• Problem requirements:
Pick out each line below containing "that".
***** Source material
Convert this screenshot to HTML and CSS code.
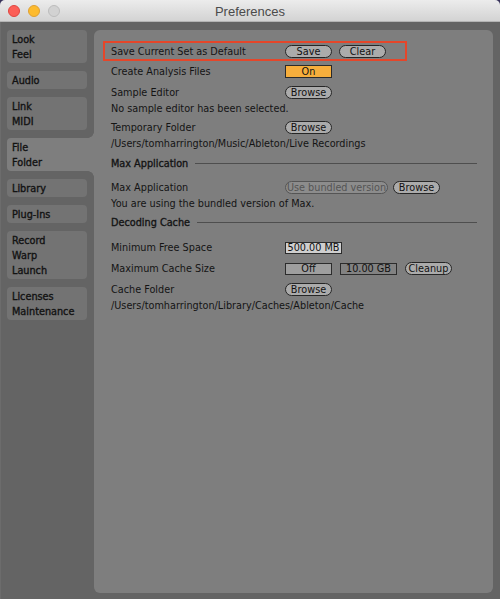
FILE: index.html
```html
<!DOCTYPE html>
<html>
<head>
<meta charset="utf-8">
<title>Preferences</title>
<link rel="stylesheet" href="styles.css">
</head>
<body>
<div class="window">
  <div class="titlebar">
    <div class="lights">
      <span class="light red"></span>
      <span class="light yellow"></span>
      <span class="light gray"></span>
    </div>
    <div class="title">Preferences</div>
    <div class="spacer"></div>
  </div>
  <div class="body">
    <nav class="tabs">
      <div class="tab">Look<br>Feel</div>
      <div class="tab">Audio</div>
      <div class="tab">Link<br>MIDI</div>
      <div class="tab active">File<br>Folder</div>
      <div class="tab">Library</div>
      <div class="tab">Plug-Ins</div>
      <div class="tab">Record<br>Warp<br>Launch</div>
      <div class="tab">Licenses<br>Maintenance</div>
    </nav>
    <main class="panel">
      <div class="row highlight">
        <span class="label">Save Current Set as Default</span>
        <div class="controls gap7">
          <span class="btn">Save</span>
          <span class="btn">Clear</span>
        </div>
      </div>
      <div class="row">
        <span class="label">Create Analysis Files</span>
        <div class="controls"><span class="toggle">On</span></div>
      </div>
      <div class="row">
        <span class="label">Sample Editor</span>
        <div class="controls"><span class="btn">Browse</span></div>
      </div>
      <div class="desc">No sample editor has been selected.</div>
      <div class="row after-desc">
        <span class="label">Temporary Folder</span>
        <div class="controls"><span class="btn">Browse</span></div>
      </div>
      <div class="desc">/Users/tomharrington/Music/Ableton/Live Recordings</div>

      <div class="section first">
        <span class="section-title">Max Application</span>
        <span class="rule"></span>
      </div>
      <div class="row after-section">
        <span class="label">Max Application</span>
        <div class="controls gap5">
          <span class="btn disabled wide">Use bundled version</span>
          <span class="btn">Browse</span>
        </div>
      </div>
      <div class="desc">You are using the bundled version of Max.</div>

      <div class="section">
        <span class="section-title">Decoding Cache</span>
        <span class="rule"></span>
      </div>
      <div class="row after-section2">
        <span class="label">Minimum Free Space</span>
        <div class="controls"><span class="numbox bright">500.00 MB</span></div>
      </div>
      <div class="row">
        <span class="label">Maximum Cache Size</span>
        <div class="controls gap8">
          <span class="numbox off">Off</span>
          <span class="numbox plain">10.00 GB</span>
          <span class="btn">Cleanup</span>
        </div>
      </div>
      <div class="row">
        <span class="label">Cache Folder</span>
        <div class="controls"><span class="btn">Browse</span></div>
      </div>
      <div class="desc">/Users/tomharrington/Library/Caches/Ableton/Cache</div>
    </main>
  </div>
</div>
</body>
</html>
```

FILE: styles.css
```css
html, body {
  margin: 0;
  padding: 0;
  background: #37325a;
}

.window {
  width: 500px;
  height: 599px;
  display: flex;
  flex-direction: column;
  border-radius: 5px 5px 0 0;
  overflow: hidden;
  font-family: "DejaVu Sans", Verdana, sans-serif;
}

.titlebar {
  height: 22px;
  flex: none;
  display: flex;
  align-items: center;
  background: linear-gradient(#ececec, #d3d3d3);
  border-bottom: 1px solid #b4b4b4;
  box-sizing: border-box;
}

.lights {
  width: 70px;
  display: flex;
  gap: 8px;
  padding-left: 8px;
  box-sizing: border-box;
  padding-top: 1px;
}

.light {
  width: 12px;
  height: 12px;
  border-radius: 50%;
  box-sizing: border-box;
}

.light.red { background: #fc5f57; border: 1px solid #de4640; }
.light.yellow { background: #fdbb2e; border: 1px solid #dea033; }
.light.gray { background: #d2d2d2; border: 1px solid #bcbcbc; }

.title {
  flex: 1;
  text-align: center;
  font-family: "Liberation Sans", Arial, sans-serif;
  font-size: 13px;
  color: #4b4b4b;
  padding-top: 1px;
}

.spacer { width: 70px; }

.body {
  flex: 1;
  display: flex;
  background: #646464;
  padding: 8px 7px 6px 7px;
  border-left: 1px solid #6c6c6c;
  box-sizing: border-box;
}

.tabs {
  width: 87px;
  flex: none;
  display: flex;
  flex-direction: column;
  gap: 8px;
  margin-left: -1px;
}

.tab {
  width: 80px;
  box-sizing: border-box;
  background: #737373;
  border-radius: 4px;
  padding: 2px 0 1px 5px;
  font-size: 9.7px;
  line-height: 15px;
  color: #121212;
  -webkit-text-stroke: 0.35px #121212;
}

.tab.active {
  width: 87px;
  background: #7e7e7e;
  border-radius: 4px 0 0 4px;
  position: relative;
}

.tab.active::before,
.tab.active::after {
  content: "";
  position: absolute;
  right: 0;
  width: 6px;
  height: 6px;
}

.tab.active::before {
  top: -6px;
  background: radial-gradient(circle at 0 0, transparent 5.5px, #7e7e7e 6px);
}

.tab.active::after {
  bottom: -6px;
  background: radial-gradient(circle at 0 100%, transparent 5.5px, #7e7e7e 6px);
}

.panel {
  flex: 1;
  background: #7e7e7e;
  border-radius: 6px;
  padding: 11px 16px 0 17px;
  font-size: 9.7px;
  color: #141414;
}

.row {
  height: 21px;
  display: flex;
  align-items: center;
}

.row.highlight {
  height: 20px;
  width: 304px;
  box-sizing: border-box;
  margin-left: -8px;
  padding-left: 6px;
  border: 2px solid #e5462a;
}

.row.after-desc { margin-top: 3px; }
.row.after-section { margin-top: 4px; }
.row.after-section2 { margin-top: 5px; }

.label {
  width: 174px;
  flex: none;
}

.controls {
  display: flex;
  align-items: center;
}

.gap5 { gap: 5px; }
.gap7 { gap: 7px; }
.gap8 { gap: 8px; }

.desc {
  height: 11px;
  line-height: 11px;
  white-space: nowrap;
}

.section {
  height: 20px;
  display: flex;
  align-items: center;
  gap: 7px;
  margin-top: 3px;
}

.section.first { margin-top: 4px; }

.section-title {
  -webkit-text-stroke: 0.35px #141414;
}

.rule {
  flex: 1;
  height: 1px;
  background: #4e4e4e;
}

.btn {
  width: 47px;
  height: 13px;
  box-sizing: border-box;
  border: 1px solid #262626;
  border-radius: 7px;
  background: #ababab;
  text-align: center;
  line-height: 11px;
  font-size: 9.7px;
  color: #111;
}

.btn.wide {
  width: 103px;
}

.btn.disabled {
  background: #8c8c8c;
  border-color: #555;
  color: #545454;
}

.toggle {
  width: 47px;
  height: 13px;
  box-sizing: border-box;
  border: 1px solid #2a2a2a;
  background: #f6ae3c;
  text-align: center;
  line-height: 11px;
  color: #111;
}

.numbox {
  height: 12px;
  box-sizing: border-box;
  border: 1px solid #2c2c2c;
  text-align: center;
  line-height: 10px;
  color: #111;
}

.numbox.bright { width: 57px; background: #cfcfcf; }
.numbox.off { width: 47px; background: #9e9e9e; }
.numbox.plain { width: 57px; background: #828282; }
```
**********
***** Source material
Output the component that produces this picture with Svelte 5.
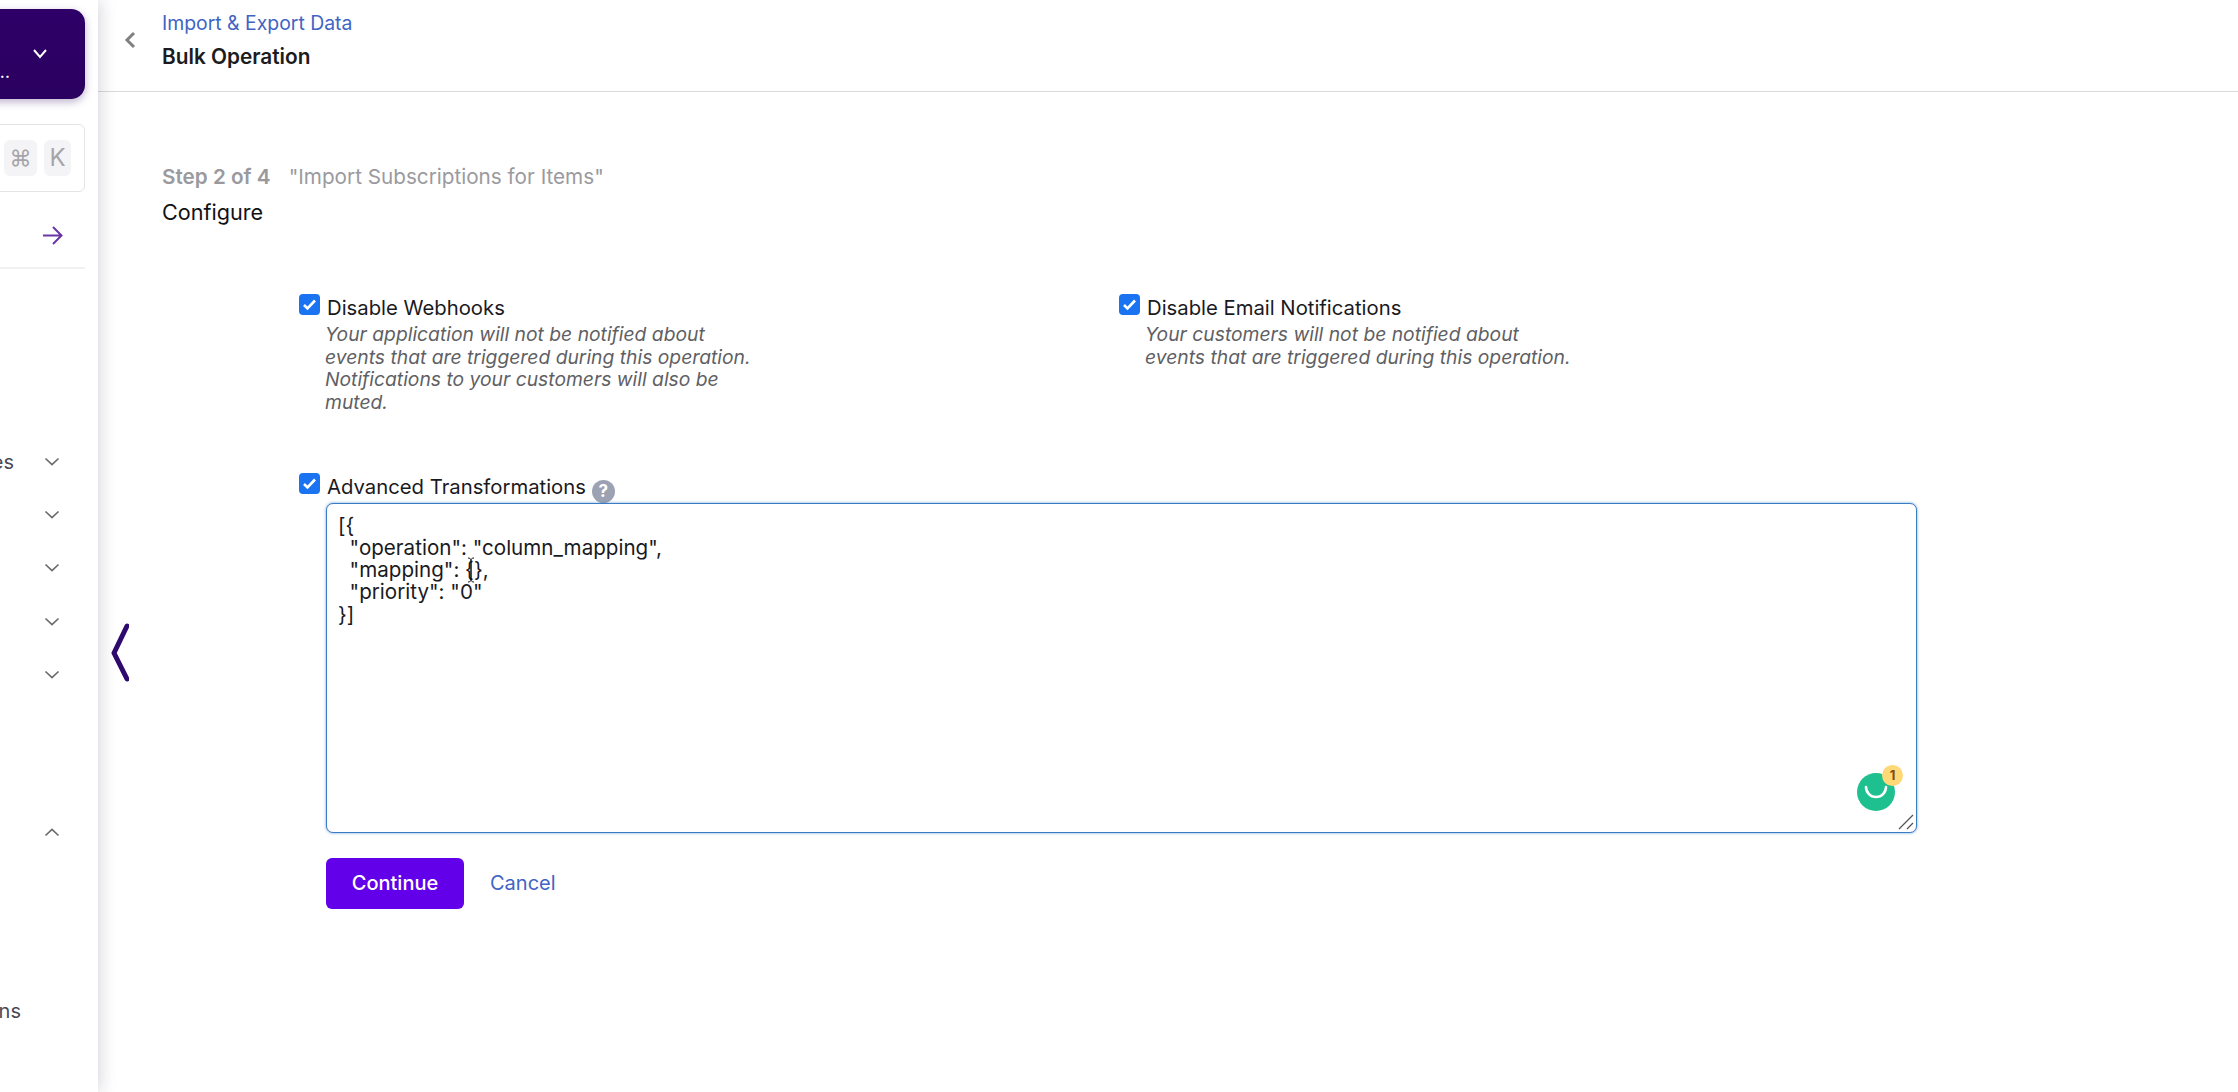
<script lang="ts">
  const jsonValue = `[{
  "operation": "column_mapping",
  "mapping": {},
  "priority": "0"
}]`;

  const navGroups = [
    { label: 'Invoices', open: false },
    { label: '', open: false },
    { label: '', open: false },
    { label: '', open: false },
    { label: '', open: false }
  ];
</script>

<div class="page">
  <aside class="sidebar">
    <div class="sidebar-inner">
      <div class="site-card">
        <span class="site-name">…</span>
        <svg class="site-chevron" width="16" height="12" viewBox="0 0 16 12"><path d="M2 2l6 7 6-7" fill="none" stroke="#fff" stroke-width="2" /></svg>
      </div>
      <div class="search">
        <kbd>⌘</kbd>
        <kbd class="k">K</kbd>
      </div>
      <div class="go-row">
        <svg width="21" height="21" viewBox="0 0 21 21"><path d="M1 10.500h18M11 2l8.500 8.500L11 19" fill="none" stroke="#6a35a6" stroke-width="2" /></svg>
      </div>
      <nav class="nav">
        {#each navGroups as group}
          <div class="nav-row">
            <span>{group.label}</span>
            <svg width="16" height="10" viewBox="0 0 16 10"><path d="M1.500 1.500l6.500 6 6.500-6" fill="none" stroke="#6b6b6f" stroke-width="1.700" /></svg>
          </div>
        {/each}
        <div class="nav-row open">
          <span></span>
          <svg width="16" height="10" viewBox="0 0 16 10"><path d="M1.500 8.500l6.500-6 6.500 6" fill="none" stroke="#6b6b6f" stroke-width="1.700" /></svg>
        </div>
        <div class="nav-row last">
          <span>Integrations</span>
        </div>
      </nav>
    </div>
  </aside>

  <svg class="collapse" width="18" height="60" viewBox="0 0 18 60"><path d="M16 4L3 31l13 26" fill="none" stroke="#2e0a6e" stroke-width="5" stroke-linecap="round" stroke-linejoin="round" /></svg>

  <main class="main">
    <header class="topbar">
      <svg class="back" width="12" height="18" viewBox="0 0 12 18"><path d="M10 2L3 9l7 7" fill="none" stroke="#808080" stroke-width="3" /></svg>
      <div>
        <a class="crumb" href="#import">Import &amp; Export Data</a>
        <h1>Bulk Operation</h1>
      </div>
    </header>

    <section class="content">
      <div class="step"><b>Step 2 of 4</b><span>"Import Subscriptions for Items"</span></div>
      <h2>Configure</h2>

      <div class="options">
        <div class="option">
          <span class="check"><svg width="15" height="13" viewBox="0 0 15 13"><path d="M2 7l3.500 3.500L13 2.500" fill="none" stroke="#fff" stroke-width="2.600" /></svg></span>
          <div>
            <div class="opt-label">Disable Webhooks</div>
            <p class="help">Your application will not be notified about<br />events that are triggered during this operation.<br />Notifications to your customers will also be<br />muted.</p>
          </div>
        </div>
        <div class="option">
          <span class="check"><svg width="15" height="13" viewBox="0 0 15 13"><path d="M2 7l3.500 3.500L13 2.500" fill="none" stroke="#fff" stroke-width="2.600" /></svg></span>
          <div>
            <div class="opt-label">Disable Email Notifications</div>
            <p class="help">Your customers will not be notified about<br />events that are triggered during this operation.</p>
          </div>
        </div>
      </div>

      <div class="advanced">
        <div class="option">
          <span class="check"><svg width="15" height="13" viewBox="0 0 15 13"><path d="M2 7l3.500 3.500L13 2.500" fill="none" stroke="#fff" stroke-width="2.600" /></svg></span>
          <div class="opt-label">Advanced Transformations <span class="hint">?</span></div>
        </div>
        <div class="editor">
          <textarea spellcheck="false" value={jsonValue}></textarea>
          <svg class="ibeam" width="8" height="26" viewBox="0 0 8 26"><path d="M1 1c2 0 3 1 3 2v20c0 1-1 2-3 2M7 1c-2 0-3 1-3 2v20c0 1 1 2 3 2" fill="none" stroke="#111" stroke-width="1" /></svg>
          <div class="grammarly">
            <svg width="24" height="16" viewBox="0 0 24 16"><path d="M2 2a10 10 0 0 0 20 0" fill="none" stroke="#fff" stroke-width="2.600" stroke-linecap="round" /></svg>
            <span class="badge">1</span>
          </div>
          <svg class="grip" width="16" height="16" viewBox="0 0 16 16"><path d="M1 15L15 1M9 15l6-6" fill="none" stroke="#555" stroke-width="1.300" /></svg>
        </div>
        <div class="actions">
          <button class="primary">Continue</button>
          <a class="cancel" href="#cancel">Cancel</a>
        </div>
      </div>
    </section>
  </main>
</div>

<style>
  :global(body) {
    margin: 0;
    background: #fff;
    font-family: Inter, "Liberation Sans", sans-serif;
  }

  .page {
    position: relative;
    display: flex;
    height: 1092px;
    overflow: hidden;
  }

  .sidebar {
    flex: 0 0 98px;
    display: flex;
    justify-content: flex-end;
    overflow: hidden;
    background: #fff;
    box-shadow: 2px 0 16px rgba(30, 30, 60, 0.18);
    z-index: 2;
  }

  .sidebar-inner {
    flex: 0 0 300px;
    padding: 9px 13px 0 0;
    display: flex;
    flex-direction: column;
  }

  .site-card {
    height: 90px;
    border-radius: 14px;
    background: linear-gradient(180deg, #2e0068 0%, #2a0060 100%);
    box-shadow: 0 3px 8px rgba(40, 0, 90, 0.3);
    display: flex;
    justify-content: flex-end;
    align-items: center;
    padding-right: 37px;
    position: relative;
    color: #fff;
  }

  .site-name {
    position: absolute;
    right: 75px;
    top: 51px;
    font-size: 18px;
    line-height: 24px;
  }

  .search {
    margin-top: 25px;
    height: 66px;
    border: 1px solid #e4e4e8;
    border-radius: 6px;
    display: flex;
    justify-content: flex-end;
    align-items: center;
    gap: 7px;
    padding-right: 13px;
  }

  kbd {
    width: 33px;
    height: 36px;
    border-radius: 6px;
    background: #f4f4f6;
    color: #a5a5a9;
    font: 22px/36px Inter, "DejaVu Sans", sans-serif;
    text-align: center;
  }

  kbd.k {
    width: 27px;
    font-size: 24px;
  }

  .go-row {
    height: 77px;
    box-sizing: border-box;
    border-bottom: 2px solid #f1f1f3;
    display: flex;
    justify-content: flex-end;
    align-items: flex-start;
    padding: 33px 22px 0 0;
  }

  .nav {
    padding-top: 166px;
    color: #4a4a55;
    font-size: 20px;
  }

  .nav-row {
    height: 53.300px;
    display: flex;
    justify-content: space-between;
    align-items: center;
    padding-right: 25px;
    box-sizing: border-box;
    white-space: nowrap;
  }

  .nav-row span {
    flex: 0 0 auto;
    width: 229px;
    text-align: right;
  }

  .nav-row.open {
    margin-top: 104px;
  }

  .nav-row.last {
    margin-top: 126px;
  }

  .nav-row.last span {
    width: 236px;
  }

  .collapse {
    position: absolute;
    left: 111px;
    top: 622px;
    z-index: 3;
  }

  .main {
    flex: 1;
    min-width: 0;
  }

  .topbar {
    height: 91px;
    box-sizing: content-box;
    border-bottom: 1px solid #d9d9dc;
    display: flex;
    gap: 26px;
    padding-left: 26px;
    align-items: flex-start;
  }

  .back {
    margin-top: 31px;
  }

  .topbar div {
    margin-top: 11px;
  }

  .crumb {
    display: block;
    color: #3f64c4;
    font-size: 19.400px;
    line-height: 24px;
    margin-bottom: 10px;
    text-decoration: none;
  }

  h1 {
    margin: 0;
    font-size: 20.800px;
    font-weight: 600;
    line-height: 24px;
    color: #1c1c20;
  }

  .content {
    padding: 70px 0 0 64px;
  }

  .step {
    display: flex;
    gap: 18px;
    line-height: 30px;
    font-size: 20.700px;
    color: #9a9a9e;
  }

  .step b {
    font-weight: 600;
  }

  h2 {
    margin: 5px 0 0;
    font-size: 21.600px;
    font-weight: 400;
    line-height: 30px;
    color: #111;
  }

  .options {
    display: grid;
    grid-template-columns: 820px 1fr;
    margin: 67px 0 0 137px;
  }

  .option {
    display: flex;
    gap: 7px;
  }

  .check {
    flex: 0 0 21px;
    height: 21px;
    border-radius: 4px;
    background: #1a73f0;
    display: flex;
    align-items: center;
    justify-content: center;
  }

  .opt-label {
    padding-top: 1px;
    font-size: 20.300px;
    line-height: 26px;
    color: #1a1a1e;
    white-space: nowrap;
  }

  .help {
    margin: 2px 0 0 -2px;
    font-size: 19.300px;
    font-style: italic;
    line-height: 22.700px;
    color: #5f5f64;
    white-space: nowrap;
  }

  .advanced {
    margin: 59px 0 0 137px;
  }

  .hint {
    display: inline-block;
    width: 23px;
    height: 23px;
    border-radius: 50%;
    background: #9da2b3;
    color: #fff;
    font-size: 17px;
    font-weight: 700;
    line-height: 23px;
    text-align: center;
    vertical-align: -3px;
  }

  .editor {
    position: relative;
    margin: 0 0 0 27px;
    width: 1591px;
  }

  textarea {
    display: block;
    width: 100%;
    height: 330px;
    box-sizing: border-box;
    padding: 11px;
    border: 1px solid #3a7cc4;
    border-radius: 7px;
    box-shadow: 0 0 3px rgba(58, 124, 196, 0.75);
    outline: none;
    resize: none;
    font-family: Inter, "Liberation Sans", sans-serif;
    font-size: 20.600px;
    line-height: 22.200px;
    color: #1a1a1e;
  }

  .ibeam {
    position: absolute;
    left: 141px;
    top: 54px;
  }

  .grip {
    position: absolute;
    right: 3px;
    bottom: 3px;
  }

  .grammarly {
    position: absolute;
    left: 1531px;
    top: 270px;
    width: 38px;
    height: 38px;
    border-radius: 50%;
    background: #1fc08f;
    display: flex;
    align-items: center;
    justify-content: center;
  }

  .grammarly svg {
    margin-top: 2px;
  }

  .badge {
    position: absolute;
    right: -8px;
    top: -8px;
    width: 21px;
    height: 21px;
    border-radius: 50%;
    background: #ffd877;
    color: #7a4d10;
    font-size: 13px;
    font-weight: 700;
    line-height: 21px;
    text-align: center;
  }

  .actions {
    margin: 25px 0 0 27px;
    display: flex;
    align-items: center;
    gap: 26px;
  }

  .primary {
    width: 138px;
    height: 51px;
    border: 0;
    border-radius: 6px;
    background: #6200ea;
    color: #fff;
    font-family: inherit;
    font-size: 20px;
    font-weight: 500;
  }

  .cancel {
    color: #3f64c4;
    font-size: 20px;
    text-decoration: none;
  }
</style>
**********
• Task response:
Output the component that produces this picture with Svelte 5.
            <p class="help">Your application will not be notified about<br />events that are triggered during this operation.<br />Notifications to your customers will also be<br />muted.</p>
            <p class="help">Your customers will not be notified about<br />events that are triggered during this operation.</p>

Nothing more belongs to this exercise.